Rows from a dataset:
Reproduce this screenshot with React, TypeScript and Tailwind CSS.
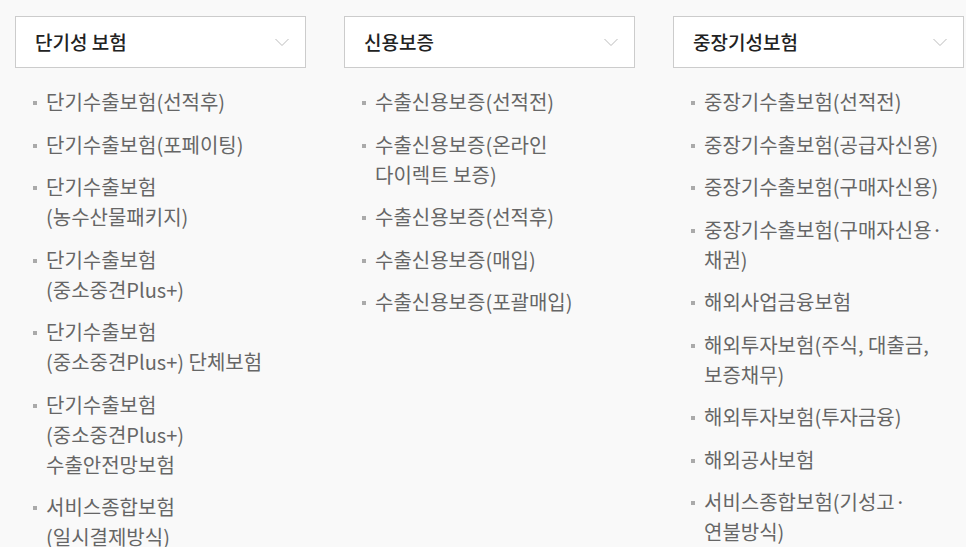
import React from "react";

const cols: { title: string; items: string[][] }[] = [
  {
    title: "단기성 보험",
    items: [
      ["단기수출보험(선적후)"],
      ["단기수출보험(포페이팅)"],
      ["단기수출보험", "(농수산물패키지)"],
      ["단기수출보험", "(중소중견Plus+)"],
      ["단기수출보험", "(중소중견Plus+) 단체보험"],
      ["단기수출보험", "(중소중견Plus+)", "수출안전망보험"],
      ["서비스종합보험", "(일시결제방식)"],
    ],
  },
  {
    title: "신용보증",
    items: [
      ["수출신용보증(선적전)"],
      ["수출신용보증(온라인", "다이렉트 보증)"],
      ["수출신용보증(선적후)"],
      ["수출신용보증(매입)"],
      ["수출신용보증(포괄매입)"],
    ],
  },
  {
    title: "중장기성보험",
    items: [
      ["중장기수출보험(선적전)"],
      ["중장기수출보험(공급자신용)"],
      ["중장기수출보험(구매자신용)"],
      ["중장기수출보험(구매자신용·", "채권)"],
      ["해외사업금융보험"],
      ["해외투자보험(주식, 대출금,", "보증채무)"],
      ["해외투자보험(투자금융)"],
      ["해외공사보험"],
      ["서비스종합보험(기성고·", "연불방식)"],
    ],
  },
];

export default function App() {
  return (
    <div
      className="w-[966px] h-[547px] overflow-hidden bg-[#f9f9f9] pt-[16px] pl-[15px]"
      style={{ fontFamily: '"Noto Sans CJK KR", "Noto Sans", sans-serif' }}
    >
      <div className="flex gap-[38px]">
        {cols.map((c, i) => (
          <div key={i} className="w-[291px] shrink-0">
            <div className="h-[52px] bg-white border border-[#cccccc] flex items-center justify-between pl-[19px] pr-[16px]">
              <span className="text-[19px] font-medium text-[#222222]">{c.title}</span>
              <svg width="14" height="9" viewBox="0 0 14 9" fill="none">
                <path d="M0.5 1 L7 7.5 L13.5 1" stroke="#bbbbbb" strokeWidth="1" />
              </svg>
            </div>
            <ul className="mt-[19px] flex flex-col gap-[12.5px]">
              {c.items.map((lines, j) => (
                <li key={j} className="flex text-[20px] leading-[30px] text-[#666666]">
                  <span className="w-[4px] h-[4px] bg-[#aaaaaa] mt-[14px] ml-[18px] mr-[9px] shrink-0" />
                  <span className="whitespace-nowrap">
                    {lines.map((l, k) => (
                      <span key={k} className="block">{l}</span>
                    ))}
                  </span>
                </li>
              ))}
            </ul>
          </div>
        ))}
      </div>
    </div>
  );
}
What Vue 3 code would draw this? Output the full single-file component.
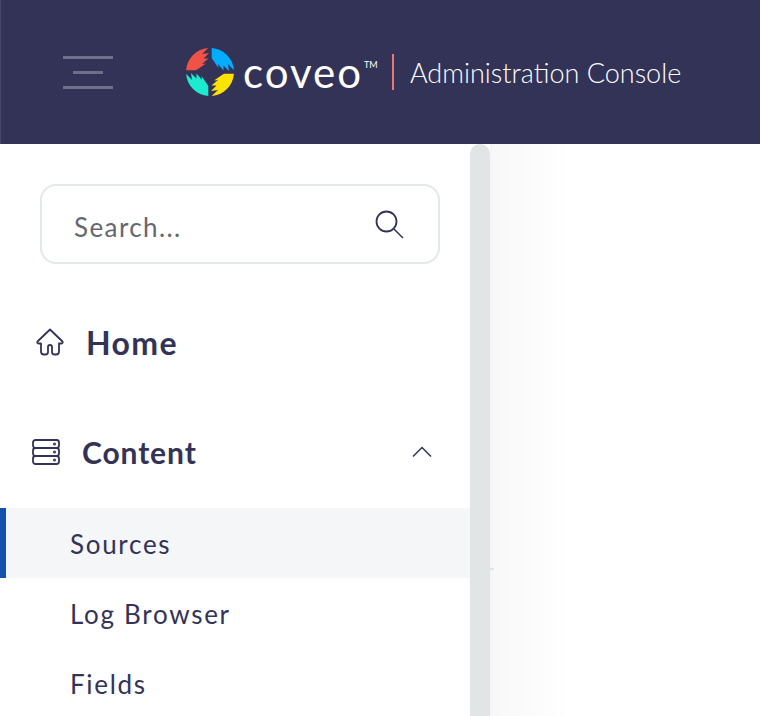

** What is being asked **
Leave out the pictures and print every line of the data exactly.

** Answer to the task **
Reproduce this screenshot with React, TypeScript and Tailwind CSS.
import React from "react";

const cols: { title: string; items: string[][] }[] = [
  {
    title: "단기성 보험",
    items: [
      ["단기수출보험(선적후)"],
      ["단기수출보험(포페이팅)"],
      ["단기수출보험", "(농수산물패키지)"],
      ["단기수출보험", "(중소중견Plus+)"],
      ["단기수출보험", "(중소중견Plus+) 단체보험"],
      ["단기수출보험", "(중소중견Plus+)", "수출안전망보험"],
      ["서비스종합보험", "(일시결제방식)"],
    ],
  },
  {
    title: "신용보증",
    items: [
      ["수출신용보증(선적전)"],
      ["수출신용보증(온라인", "다이렉트 보증)"],
      ["수출신용보증(선적후)"],
      ["수출신용보증(매입)"],
      ["수출신용보증(포괄매입)"],
    ],
  },
  {
    title: "중장기성보험",
    items: [
      ["중장기수출보험(선적전)"],
      ["중장기수출보험(공급자신용)"],
      ["중장기수출보험(구매자신용)"],
      ["중장기수출보험(구매자신용·", "채권)"],
      ["해외사업금융보험"],
      ["해외투자보험(주식, 대출금,", "보증채무)"],
      ["해외투자보험(투자금융)"],
      ["해외공사보험"],
      ["서비스종합보험(기성고·", "연불방식)"],
    ],
  },
];

export default function App() {
  return (
    <div
      className="w-[966px] h-[547px] overflow-hidden bg-[#f9f9f9] pt-[16px] pl-[15px]"
      style={{ fontFamily: '"Noto Sans CJK KR", "Noto Sans", sans-serif' }}
    >
      <div className="flex gap-[38px]">
        {cols.map((c, i) => (
          <div key={i} className="w-[291px] shrink-0">
            <div className="h-[52px] bg-white border border-[#cccccc] flex items-center justify-between pl-[19px] pr-[16px]">
              <span className="text-[19px] font-medium text-[#222222]">{c.title}</span>
              <svg width="14" height="9" viewBox="0 0 14 9" fill="none">
                <path d="M0.5 1 L7 7.5 L13.5 1" stroke="#bbbbbb" strokeWidth="1" />
              </svg>
            </div>
            <ul className="mt-[19px] flex flex-col gap-[12.5px]">
              {c.items.map((lines, j) => (
                <li key={j} className="flex text-[20px] leading-[30px] text-[#666666]">
                  <span className="w-[4px] h-[4px] bg-[#aaaaaa] mt-[14px] ml-[18px] mr-[9px] shrink-0" />
                  <span className="whitespace-nowrap">
                    {lines.map((l, k) => (
                      <span key={k} className="block">{l}</span>
                    ))}
                  </span>
                </li>
              ))}
            </ul>
          </div>
        ))}
      </div>
    </div>
  );
}
What Vue 3 code would draw this? Output the full single-file component.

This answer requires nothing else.